Directions: Filter the data for lines with the word "components", then copy every line so identified.
-------- Collected data
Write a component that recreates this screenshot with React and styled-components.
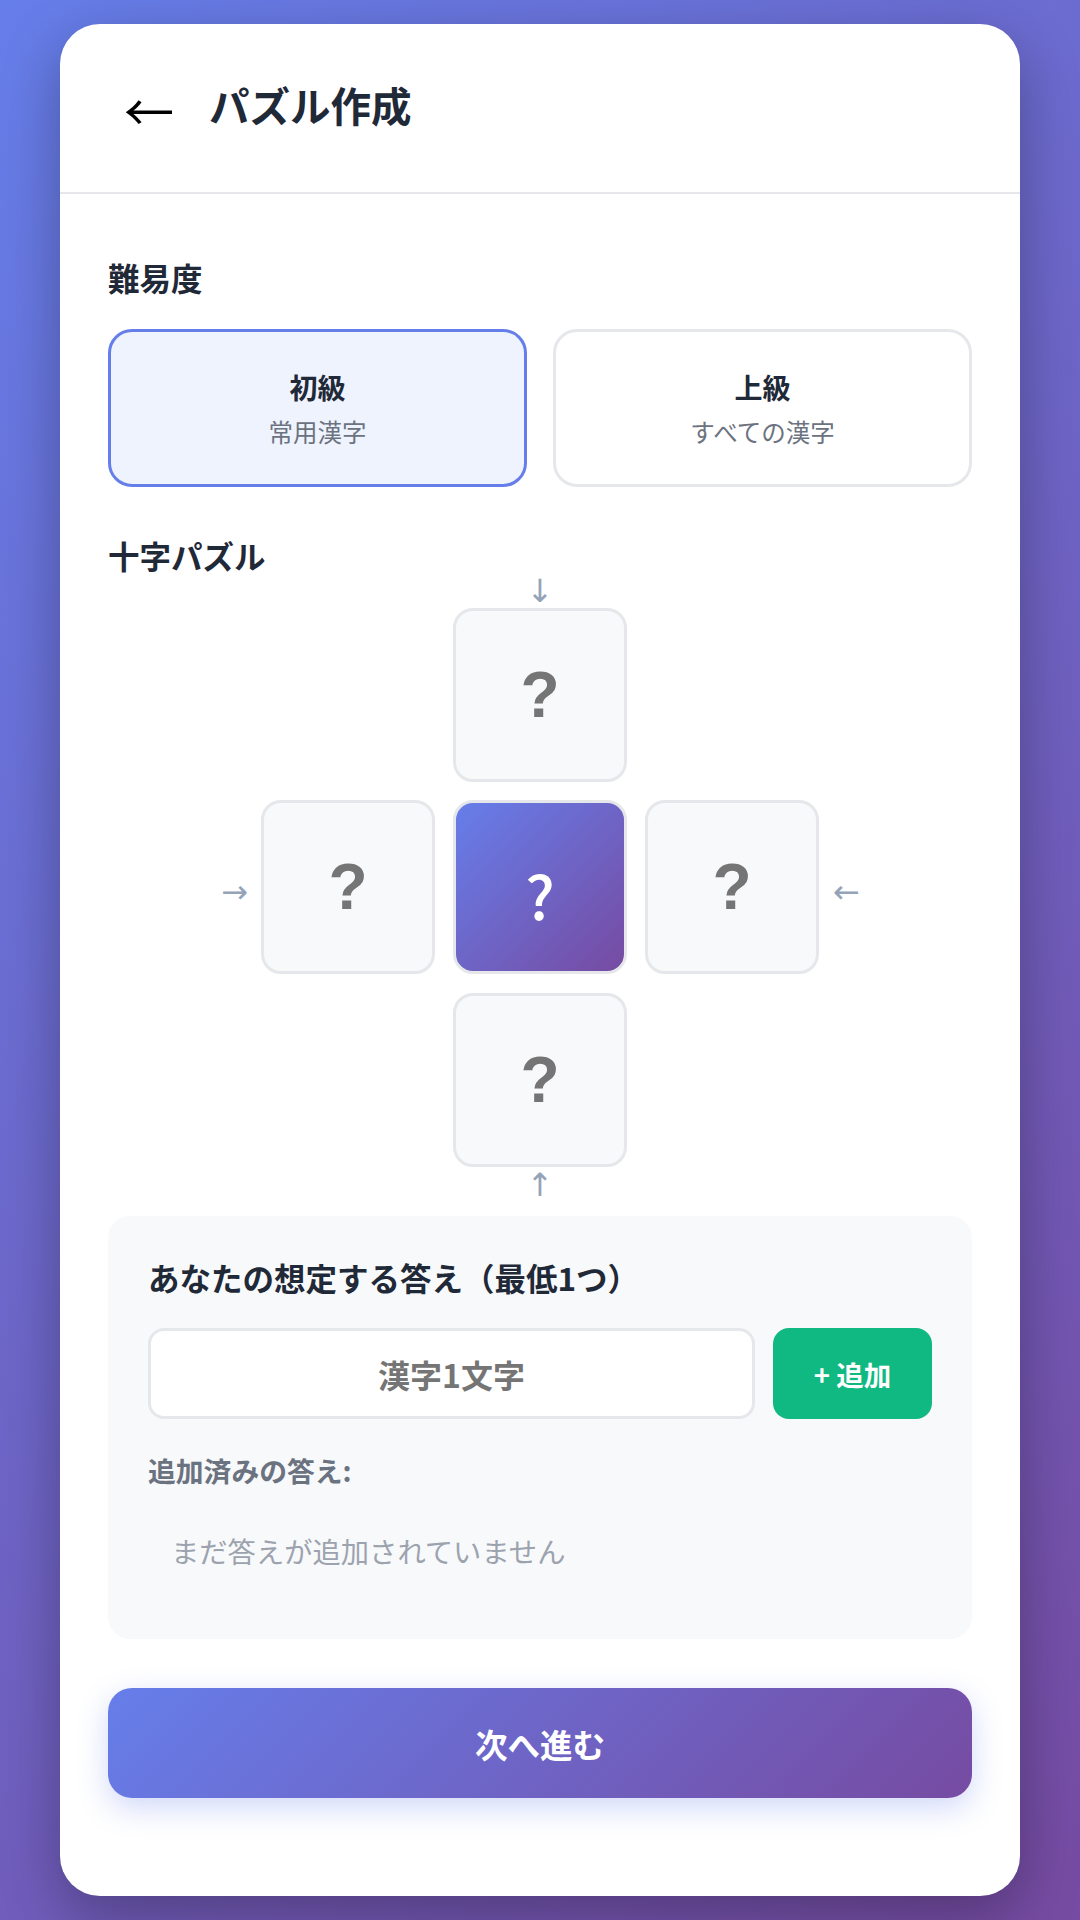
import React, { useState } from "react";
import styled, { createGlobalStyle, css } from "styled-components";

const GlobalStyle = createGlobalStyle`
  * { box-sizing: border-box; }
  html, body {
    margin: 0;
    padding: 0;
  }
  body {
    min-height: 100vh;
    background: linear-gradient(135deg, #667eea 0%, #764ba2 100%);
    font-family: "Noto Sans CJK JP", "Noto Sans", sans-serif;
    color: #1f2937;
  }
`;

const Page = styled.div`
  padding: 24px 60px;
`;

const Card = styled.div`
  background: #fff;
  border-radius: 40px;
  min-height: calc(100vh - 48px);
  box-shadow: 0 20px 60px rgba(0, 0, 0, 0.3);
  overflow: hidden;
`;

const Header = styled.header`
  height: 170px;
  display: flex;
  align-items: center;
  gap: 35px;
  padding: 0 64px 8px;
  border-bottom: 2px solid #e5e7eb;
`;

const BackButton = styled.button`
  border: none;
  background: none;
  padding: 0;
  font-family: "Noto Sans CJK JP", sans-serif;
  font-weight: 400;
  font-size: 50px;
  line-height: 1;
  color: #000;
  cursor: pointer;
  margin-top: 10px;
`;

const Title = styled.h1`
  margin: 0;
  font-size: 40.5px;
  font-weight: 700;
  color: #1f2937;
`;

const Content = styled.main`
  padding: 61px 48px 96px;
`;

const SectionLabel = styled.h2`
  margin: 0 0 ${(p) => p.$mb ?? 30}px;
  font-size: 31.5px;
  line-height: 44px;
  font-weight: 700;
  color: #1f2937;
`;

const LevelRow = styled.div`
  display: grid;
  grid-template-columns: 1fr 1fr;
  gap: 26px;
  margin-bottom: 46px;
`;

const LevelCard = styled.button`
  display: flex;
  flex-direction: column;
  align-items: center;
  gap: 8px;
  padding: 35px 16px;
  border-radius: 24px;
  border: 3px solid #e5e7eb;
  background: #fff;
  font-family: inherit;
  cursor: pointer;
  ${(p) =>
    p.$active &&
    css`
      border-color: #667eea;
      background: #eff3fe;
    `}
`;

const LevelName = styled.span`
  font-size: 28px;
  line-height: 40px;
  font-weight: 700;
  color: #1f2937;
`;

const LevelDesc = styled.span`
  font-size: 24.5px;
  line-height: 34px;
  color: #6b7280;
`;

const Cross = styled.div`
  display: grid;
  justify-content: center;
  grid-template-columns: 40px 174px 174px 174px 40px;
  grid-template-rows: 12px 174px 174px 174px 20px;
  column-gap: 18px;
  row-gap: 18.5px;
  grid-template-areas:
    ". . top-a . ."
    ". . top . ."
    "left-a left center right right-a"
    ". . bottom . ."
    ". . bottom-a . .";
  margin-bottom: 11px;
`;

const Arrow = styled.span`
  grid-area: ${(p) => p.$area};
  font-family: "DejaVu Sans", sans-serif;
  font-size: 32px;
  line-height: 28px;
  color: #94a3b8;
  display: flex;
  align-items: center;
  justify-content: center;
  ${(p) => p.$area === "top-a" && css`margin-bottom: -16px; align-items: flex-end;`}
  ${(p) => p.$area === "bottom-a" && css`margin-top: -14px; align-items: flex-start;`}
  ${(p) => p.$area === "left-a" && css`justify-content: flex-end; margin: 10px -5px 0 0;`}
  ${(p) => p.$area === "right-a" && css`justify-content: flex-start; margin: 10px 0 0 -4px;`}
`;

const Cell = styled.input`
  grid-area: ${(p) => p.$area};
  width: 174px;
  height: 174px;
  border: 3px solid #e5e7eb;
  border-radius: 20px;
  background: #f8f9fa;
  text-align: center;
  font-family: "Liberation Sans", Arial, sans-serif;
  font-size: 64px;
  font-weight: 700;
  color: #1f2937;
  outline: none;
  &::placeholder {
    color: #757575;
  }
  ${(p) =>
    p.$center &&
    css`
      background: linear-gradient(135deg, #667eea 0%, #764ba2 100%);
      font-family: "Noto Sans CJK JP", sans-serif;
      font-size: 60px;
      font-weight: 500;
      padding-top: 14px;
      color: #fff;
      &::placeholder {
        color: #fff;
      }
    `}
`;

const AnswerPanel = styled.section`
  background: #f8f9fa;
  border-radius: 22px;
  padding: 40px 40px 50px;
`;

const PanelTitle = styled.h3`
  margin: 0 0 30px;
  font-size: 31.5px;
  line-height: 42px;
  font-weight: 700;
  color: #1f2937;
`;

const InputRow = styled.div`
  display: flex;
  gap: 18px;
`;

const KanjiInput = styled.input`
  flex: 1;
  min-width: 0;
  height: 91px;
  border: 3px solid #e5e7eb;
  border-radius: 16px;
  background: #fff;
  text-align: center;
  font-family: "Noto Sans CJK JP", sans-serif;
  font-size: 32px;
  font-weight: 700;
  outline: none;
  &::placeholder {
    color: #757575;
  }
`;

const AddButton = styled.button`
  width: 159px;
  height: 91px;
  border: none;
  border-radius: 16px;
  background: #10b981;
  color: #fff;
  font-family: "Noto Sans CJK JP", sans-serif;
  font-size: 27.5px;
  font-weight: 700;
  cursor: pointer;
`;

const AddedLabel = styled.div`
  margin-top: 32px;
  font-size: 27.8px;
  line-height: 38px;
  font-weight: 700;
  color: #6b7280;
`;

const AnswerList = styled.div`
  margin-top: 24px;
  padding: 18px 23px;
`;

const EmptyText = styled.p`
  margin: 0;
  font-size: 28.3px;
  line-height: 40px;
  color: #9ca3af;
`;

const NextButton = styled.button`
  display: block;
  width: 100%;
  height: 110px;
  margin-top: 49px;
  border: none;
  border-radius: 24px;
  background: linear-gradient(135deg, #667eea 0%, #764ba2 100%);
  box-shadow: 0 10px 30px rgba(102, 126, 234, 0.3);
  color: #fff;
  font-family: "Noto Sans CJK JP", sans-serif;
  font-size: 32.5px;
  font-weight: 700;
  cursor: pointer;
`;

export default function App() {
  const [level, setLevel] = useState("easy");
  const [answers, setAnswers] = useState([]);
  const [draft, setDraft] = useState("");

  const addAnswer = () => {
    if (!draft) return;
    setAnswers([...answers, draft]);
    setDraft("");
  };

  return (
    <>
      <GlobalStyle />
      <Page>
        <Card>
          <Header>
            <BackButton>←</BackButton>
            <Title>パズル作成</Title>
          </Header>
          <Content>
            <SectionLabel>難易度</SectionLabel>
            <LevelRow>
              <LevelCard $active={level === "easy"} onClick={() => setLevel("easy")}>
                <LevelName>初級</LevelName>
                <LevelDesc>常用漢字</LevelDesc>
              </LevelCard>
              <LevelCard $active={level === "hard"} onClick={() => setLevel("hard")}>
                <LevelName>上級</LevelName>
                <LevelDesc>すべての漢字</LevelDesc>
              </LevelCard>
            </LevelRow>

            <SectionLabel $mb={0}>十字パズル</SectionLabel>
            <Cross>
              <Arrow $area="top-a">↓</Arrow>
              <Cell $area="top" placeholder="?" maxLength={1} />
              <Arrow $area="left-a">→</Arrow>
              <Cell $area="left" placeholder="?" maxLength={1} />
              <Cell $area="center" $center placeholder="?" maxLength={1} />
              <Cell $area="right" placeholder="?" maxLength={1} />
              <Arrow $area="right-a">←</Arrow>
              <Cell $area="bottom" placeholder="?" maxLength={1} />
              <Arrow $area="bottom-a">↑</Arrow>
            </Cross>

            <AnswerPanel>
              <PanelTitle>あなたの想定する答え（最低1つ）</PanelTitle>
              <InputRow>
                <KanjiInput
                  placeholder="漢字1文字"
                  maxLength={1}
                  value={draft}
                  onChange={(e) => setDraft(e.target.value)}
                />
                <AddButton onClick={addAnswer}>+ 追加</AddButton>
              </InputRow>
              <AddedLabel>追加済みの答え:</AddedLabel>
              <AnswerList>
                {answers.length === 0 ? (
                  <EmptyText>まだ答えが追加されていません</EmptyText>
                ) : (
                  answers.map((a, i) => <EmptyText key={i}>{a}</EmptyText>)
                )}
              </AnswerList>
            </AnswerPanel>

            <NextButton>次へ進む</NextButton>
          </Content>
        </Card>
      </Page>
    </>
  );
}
----------------
Output of the task:
Write a component that recreates this screenshot with React and styled-components.
import styled, { createGlobalStyle, css } from "styled-components";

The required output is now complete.